Entering the summer, Lovett figured he’d learn a lot about this group based on who and how many guys showed up on Saturdays for the variety of optional programs he and his staff offered, ranging from MMA training to “speed school” to “monster training.” The players had a chance to choose whichever program they wanted to attend, and each lasted for about an hour.
The lowest-attended Saturday was with about 55 guys, Lovett said, but there were as many as 85 at others. And it was the right mix of guys, too: It needed to be players who are expected to contribute in the fall, not only young players hoping to develop.

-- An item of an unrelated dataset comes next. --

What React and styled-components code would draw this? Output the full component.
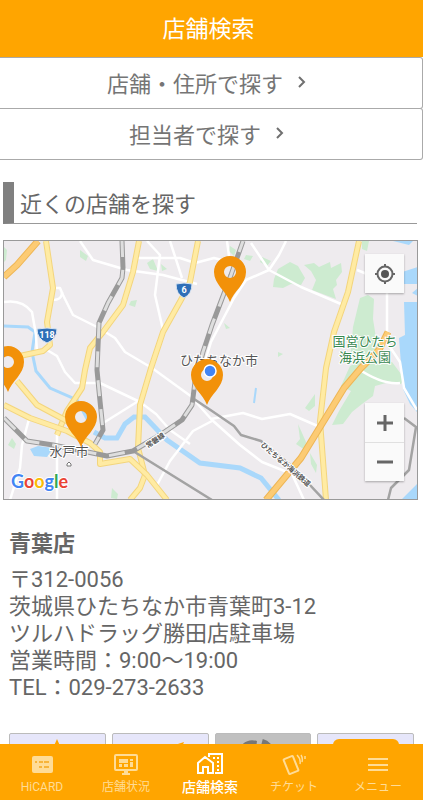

“That went really well,” Lovett said of Saturdays. “We felt like we were able to tie in what we worked on during the week and maybe on the field. If we were missing out on kids, it was a lot of the freshmen, and we don’t really need them here on Saturdays. If (freshmen) want to go home, go home. But the veterans, we needed the veterans. Sometimes those numbers are 55, 75, 85 kids, those are empty because you’re not getting the right kids.
“Kids felt like they had a buffet of performance options to choose from. Choose your own adventure. Some kids, they came for MMA at 9, at 10, they hit speed school and then at 11, it was monster school, which was awesome. Have kids do all three, it was like, ‘All right, you just spent three hours here, you can go away.’ We liked it.”